TOKYO – A cooing, gesturing humanoid on wheels that can decipher emotions has been unveiled in Japan by billionaire Masayoshi Son, who says robots should be tender and make people smile.
Son’s mobile phone company Softbank said Thursday that the robot it has dubbed Pepper will go on sale in Japan in February for $1,900. Overseas sales plans are under consideration but undecided.
The machine, which has no legs but has gently gesticulating hands, appeared on a stage, cooing and humming.
Son, who told the crowd that his longtime dream was to go into the personal robot business, said Pepper has been programmed to read the emotions of people around it by recognizing expressions and voice tones.
“Our aim is to develop affectionate robots that can make people smile,” he said.
Cuddly robots are not new in Japan, a nation dominated by “kawaii,” or cute culture, but no companion robot has emerged a major market success yet.
Japanese electronics and entertainment company Sony Corp. discontinued the Aibo pet-dog robot in 2006, despite an outcry from its fans. At that time, Sony had developed a child-shaped entertainment robot, capable of dances and other charming moves, which never became a commercial product.

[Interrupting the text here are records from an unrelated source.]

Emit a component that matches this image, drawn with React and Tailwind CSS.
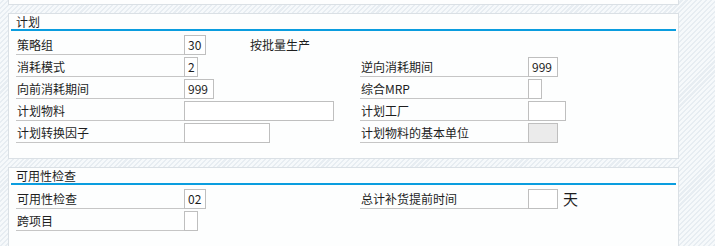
import React from "react";

const font = { fontFamily: '"Noto Sans CJK SC", "Noto Sans", sans-serif' };

function Label({ children }) {
  return (
    <div className="w-[168px] h-[20px] border-b border-[#c6c6c6] pl-[1px] text-[12px] leading-[20px] text-[#1e1e1e] whitespace-nowrap">
      {children}
    </div>
  );
}

function Box({ w, value, gray }) {
  return (
    <div
      className={`${w} h-[20px] border border-[#bfbfbf] ${gray ? "bg-[#ebebeb]" : "bg-white"} px-[3px] text-[12px] leading-[18px] text-[#1e1e1e]`}
    >
      {value}
    </div>
  );
}

function Row({ left, right }) {
  return (
    <div className="flex h-[20px]">
      <div className="w-[344px] flex">{left}</div>
      <div className="flex">{right}</div>
    </div>
  );
}

function Panel({ title, h, children }) {
  return (
    <div className={`w-[671px] ${h} border border-[#dae0e5] bg-[#fdfefe] px-[2px]`}>
      <div className="h-[17px] border-b-2 border-[#0a9ddf] pl-[5px] text-[12px] leading-[15px] text-[#1e1e1e]">
        {title}
      </div>
      <div className="mt-[4px] pl-[5px] flex flex-col gap-[2px]">{children}</div>
    </div>
  );
}

export default function App() {
  return (
    <div
      style={font}
      className="w-[715px] h-[246px] overflow-hidden bg-[#eef3f7] bg-[image:repeating-linear-gradient(135deg,#f6f9fb_0px,#f6f9fb_2px,#e7edf2_2px,#e7edf2_3.5px)]"
    >
      <div className="pl-[8px]">
        <div className="w-[671px] h-[5px] border-x border-b border-[#dae0e5] bg-[#fdfefe]" />
        <div className="mt-[8px]">
          <Panel title="计划" h="h-[146px]">
            <Row
              left={
                <>
                  <Label>策略组</Label>
                  <Box w="w-[22px]" value="30" />
                  <div className="ml-[44px] text-[12px] leading-[20px] text-[#1e1e1e] whitespace-nowrap">按批量生产</div>
                </>
              }
            />
            <Row
              left={
                <>
                  <Label>消耗模式</Label>
                  <Box w="w-[14px]" value="2" />
                </>
              }
              right={
                <>
                  <Label>逆向消耗期间</Label>
                  <Box w="w-[30px]" value="999" />
                </>
              }
            />
            <Row
              left={
                <>
                  <Label>向前消耗期间</Label>
                  <Box w="w-[30px]" value="999" />
                </>
              }
              right={
                <>
                  <Label>综合MRP</Label>
                  <Box w="w-[14px]" value="" />
                </>
              }
            />
            <Row
              left={
                <>
                  <Label>计划物料</Label>
                  <Box w="w-[150px]" value="" />
                </>
              }
              right={
                <>
                  <Label>计划工厂</Label>
                  <Box w="w-[38px]" value="" />
                </>
              }
            />
            <Row
              left={
                <>
                  <Label>计划转换因子</Label>
                  <Box w="w-[86px]" value="" />
                </>
              }
              right={
                <>
                  <Label>计划物料的基本单位</Label>
                  <Box w="w-[30px]" value="" gray />
                </>
              }
            />
          </Panel>
        </div>
        <div className="mt-[8px]">
          <Panel title="可用性检查" h="h-[100px]">
            <Row
              left={
                <>
                  <Label>可用性检查</Label>
                  <Box w="w-[22px]" value="02" />
                </>
              }
              right={
                <>
                  <Label>总计补货提前时间</Label>
                  <Box w="w-[30px]" value="" />
                  <div className="ml-[5px] text-[15px] leading-[20px] text-[#1e1e1e]">天</div>
                </>
              }
            />
            <Row
              left={
                <>
                  <Label>跨项目</Label>
                  <Box w="w-[14px]" value="" />
                </>
              }
            />
          </Panel>
        </div>
      </div>
    </div>
  );
}
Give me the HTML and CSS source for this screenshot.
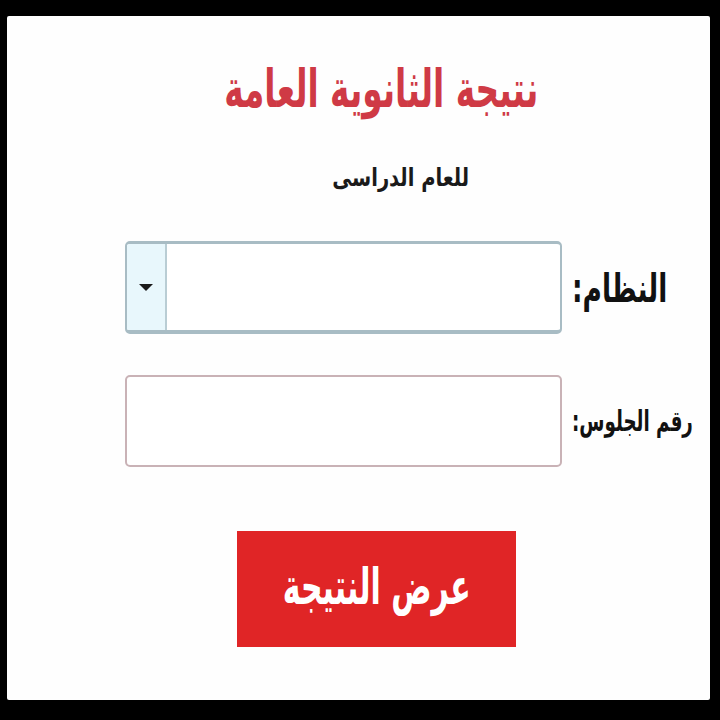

Many other Japanese companies have developed various robots to entertain and serve as companions.
There is little emphasis on delivering on practical work, in contrast to industrial robots at factories and military robots for war.
But the potential is great for intelligent machines as the number of elderly requiring care is expected to soar in rapidly-aging Japan in coming years. Robotic technology is already used to check on the elderly and monitor their health and safety, but robots might also play a role in reducing feelings of loneliness and isolation.
Softbank said Pepper can dance and tell jokes. The machine will be on display starting today at Softbank retailers.
Softbank owns Sprint in the U.S. and boasts more than 100 million subscribers globally.